# What is needed
Search the records for the word "screenshot" and pick out every line that has it.

# Supplied material
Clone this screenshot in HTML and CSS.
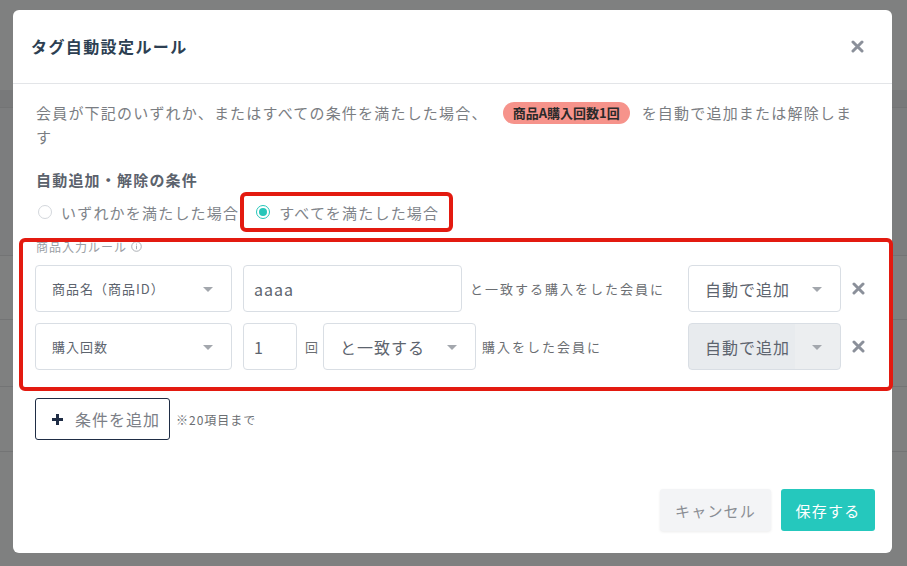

==

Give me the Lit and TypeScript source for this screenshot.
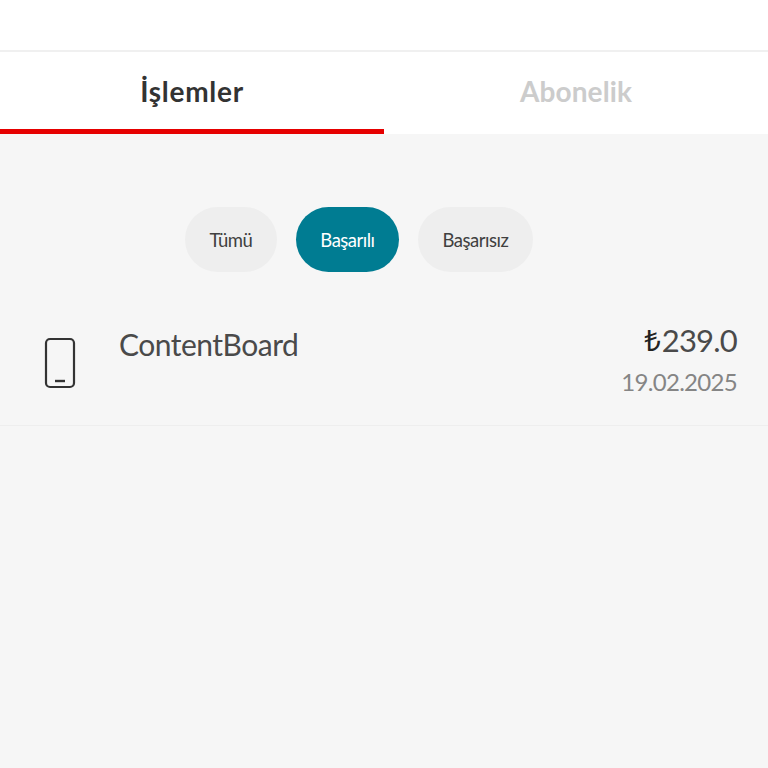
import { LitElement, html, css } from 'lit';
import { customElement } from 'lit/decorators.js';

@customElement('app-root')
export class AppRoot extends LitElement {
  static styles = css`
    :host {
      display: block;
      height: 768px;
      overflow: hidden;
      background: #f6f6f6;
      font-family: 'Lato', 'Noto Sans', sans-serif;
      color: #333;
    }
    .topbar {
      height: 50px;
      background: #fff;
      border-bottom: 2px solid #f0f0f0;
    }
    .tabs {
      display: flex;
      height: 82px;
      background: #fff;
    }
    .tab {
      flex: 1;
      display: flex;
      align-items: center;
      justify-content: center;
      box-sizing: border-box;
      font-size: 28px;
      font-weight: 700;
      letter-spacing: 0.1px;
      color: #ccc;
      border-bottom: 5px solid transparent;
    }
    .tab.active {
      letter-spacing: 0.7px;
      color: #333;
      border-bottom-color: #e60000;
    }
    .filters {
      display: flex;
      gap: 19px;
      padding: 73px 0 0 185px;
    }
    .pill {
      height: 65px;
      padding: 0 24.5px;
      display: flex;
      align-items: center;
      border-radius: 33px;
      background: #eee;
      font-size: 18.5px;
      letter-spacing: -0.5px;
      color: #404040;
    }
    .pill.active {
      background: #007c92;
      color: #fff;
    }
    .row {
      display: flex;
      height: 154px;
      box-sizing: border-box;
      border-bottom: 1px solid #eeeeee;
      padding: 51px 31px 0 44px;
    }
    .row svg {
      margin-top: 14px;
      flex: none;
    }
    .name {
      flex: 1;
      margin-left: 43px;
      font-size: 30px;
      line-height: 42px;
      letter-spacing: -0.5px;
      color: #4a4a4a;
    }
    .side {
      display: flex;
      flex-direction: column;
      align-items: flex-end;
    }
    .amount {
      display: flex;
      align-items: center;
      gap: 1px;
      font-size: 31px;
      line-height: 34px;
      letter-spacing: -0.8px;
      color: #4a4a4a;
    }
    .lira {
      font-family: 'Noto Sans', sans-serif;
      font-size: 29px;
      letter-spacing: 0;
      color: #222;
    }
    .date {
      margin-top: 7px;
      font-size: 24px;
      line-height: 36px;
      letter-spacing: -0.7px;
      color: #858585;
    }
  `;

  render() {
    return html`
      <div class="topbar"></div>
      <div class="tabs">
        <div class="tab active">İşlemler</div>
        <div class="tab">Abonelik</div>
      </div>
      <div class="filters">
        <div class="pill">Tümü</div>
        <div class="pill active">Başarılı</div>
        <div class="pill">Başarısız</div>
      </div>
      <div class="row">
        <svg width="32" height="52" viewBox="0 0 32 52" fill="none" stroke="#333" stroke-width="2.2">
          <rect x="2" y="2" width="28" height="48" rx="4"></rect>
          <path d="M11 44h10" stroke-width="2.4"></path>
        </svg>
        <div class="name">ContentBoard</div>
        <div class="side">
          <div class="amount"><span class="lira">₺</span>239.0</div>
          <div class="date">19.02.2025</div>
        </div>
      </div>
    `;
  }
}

# The completed task
Clone this screenshot in HTML and CSS.
Give me the Lit and TypeScript source for this screenshot.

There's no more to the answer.